Tronto (2009) argues that we are interdependent beings fundamentally connected by the need to receive and give care to others. However, despite growing global morality, apathy, psychological numbing, compassion fatigue and political inaction remain significant problems in terms of global responsibility (Wilson,2010).
Education can play a fundamental role in counteracting moral immunity and in expanding the circle of moral concern (Singer, 1981) by enabling students to take action (response-ability). According Welply (2019) global citizenship is a natural and necessary response to the world we live in.
Global citizenship includes the interrelated dimensions of social responsibility, global competence and global civic engagement (Schippling 2020) and refers to a sense of belonging to a broader community (UNESCO 2015). From the reason that global citizenship education is becoming increasingly relevant for education in the 21st century (Yemini, Tibbitts, Goren 2019), there is a growing tendency to integrate its principles and themes into strategic and curricular documents, teaching and learning (UNESCO 2015).
This reinforces the need to have globally competent teachers (Kopish 2017, Kopish 2016, in Goodwin 2020) with good understanding of transformative and participatory teaching and learning (UNESCO 2015). Initial teacher training plays a key role in this.

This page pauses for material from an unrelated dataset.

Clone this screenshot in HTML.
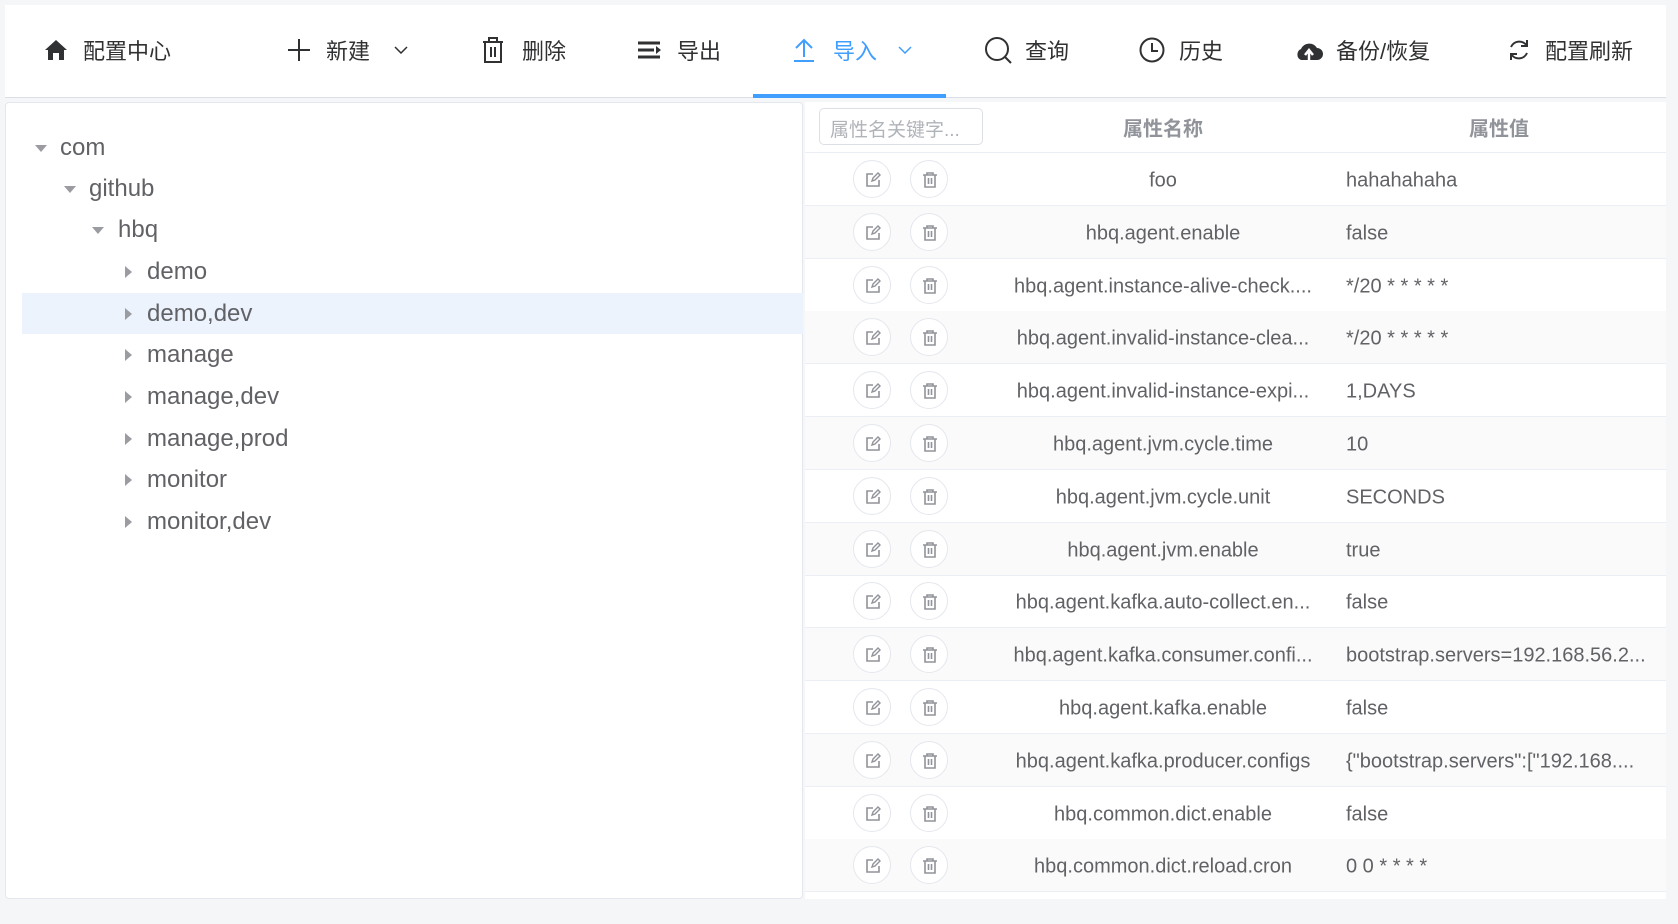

The aim of this paper is to present a way of elaborating examples of good practice focusing on sensitive global issues in teacher training courses at selected European universities involved in the Jean Monnet project "Education for Citizenship in the Context of European Values" and to present a research design for analyzing the attitudes and beliefs on global issues and the development of global citizenship of students participating in these courses. A template for case studies and a research design with the aim of identifying attitudes and beliefs of student teachers will be presented with examples from the pilot study.